I’m beyond tired of talking being the only parameter people use to measure my worth as a human being. Most people know talking is a terrible measuring stick for a person’s character. “I value substance over style!” they declare, and then they pull out the talking stick and hold it up next to you.
Somewhere along the line, we as a society have established that talking = interest, talking = intelligence, and even that talking = love. If we accept these equations as truth, then people who don’t talk must not be interested, dumber than a monogamist at a swingers party, and incapable of love.
As usual, there is some truth to this perception. Communication deepens relationships. Discussions breed ideas and inventions. Sharing intimate thoughts and feelings brings people closer together. But here’s where most people get it wrong.
Talk is not scalable.
More talking doesn’t mean you’re any more enthusiastic about a new project. More talking isn’t going to make you more intelligent than you already are. More talking doesn’t make you love your family any more than you already do.
Yet people BELIEVE more talk is good. People believe it so much that opportunities to talk are built into every aspect of our professional and personal lives. Job interviews score potential employees on how well they “engage” and “show interest”–code words for how much the person was talking and how interesting they were while they were talking. Social media, comments, email, they-re all forums for talk, and the more talk you rack up (and the more “likes” or “retweets” you get from others who like your talk), the more valued you are.
For an introvert like me, this link society has built between talk and character is especially frustrating. I’ve never been the shyest kid on the playground. When I have something to say, I’ll say it. But I won’t make a huge effort to jump into a conversation that I have nothing valuable to contribute to or to talk for the sake of talking.
Why? Because talking has to have purpose. If I don’t take time to fine tune my ideas and thoughts inside my own head, then it would be inconsiderate of me to share them with you before they’re ready. I don’t want to waste your time, so I marinate the ideas in my own brain first. When I draw attention to myself, I want to say something worthy of that attention.
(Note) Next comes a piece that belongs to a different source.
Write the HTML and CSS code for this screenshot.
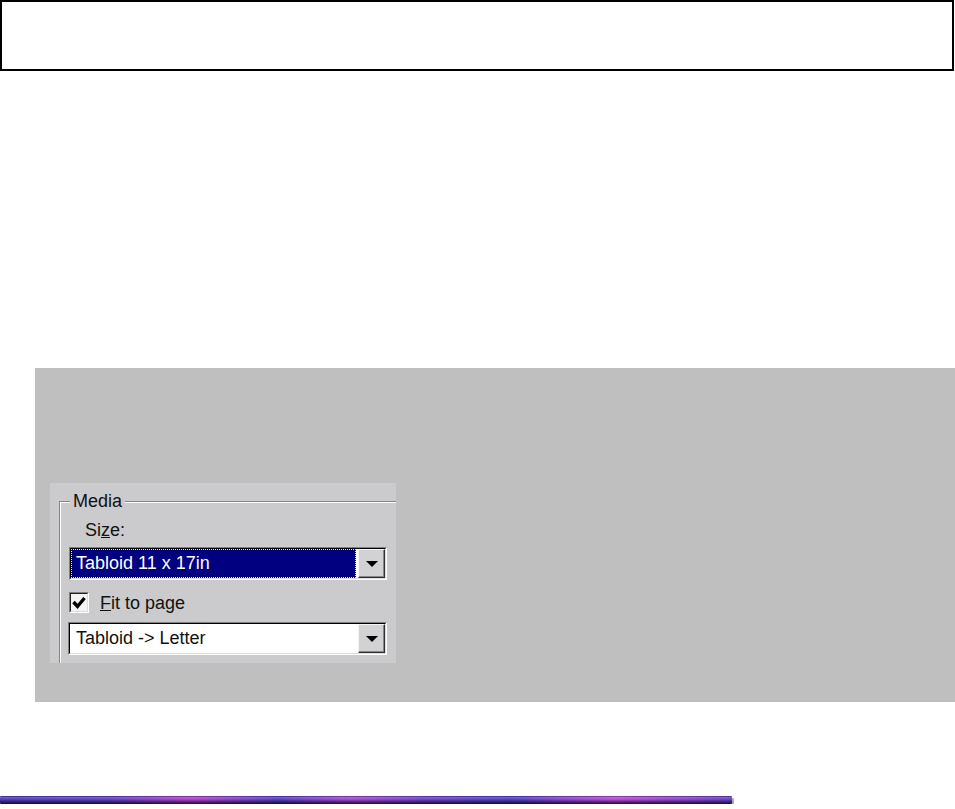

That’s why I don’t spout off every idea that comes to me or rattle off every thought that pops into my brain. I want to share my very best thoughts with you.
So it makes me bloodshot-eye insane when people who babble on without a filter are perceived to be more valuable than I am. People say they appreciate action not talk, substance not style, but they don’t act that way because measuring people with the talk stick is easier than trying to figure out the many different ways people express their interests and feelings.
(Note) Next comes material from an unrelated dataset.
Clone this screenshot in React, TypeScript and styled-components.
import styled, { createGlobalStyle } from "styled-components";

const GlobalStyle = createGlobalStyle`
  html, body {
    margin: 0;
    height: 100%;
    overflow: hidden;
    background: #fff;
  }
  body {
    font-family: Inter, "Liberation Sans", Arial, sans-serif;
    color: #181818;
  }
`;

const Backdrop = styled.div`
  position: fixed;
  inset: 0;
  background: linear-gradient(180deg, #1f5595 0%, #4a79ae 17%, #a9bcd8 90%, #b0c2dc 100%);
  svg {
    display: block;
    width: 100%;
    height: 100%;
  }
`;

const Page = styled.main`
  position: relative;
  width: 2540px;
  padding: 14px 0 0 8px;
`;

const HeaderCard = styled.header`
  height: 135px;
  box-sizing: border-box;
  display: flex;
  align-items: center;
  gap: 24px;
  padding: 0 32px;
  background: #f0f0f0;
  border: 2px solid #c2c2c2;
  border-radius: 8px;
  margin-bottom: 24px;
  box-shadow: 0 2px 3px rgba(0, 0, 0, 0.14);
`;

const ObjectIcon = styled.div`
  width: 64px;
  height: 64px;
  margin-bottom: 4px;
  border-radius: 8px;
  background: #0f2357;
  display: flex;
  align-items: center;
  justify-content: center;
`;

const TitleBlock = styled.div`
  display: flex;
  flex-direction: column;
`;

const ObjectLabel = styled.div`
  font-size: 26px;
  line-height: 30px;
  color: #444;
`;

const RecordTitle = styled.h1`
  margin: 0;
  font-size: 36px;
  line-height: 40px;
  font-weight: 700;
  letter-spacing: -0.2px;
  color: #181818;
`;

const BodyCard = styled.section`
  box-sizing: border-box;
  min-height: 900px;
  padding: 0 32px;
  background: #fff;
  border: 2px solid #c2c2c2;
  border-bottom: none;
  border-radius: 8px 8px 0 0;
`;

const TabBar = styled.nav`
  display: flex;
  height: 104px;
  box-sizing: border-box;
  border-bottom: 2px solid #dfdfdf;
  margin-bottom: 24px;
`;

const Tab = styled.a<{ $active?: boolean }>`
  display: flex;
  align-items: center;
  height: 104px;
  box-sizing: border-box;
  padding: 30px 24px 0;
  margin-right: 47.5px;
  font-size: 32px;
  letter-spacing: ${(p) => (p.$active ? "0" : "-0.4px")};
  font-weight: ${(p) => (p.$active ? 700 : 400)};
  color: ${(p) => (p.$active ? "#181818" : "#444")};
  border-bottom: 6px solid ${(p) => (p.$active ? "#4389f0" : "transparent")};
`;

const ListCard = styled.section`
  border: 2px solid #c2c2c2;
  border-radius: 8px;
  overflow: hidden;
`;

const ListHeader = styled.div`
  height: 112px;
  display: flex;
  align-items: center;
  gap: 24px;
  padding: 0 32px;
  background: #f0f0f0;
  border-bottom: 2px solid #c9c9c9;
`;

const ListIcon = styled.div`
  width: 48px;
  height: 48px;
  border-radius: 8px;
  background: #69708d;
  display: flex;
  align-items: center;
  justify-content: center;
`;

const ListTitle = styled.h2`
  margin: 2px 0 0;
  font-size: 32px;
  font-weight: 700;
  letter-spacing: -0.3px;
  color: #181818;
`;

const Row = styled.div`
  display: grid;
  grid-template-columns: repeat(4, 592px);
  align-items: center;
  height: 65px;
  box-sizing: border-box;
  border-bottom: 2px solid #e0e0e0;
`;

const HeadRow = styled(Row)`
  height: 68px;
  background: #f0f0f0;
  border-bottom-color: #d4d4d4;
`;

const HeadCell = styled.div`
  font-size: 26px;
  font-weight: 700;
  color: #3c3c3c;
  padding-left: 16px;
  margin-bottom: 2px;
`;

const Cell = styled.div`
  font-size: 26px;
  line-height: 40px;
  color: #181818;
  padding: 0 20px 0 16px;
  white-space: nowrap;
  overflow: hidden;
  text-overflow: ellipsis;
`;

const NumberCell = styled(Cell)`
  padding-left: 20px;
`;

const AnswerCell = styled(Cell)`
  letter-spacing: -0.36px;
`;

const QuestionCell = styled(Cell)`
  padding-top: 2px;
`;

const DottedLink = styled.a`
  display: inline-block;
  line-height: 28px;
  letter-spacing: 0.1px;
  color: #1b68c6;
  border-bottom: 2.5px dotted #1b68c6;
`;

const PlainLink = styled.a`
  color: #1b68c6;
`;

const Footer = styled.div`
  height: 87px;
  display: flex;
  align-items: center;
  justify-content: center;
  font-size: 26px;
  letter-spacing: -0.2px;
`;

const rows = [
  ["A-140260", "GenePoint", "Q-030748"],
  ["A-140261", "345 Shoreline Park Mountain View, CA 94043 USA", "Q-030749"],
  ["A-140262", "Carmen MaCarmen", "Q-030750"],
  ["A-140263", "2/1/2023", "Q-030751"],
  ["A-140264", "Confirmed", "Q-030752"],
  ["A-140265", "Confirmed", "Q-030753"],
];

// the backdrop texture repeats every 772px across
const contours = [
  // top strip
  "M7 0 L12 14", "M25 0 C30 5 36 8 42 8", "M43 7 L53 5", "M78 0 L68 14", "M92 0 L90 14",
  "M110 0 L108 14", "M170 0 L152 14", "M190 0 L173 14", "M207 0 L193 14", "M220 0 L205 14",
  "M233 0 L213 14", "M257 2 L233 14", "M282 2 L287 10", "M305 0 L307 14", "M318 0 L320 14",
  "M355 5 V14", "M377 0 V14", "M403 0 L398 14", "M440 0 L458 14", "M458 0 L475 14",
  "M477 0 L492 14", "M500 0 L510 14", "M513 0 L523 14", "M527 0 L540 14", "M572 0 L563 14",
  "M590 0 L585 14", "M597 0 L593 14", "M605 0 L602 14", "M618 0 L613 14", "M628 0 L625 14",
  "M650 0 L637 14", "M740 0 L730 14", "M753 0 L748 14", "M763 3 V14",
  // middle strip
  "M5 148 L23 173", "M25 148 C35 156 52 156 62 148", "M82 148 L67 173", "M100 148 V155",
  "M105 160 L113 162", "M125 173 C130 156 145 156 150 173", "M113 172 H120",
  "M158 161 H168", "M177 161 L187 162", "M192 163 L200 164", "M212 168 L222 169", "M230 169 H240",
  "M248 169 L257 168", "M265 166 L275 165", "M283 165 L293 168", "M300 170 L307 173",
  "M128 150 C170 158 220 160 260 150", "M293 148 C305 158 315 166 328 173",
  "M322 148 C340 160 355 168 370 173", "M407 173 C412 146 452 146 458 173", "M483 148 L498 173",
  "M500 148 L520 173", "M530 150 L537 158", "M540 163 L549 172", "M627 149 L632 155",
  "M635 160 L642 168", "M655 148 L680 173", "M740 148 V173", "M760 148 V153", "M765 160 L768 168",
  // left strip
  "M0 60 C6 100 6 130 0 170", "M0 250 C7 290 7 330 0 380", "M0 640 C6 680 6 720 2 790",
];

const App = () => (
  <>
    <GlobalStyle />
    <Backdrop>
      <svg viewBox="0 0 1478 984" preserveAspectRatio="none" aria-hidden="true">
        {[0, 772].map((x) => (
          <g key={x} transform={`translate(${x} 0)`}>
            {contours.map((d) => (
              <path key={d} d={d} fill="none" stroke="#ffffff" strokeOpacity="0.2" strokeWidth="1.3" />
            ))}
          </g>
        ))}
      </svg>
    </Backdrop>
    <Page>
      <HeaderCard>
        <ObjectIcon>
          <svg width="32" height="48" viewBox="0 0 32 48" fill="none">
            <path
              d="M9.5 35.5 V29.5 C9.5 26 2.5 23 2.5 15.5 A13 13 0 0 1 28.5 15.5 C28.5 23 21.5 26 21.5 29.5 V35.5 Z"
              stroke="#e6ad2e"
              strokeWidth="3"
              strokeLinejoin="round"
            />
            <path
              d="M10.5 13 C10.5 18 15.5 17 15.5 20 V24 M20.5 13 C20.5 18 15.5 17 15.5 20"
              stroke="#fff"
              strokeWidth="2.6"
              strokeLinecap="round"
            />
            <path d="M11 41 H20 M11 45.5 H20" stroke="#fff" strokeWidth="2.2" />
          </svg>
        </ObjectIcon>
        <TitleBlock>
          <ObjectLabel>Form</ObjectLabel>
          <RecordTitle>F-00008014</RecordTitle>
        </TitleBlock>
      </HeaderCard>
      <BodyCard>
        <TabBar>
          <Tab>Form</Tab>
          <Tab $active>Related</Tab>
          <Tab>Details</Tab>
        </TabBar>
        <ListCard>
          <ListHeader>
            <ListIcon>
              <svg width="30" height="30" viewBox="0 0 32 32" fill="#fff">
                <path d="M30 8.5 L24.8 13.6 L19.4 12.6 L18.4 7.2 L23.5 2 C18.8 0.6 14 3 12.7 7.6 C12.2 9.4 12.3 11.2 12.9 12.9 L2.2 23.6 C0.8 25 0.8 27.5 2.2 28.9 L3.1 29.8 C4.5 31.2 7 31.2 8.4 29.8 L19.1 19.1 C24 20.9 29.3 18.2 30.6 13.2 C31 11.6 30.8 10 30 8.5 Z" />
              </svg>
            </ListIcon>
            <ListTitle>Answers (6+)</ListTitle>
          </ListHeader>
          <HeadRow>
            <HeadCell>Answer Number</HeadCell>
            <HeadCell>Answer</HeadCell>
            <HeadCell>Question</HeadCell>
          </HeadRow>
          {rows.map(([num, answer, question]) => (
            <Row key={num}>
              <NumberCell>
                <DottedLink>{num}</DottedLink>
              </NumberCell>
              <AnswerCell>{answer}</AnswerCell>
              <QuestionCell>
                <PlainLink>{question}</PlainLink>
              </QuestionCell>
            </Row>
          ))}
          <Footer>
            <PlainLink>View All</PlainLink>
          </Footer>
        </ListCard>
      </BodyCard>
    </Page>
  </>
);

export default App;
Take excitement. Unless you knock on my door with a check for a million dollars, I’m not going to express my excitement by screaming like a maniac. I’m not going to jabber on about how excited or inspired I am. Aside from the occasional Facebook post, I’m not going to share my excitement with everyone I know and strangers on the street. Here’s how you can tell if I’m excited in a meeting or a conversation: I’m taking notes so fast my handwriting is worse than usual. Pacing is another sign I’m excited, but it’s usually not polite to pace in the presence of others. The point is I don’t show enthusiasm through talking. But the lack of talking doesn’t mean the emotions aren’t there. People have just become so conditioned to the idea that talking = enthusiasm that they totally miss other signals.
Think about that the next time you’re in a position to judge someone’s talents or character. Whether you’re on a date, conducting an interview, or organizing a team, take a minute to think about how there might be other ways you can measure people besides the talk stick. If you truly appreciate substance over style by making an effort to understand introverts, or any person who feels like an outsider, then I guarantee you will have a dedicated employee/friend/lover for life.
I read somewhere that modern American culture has a low context, so communication tends to be much more explicit. Individual words carry less meaning. Maybe that’s related to the preference for extroverts.
Ugh, I’ve had a looooong week at work, so I’m having more trouble than usual putting my thoughts together in a coherent manner (even in writing), but I wanted to express my, err, sympathies. A lot of those glib people are really just a bunch of bull$hit.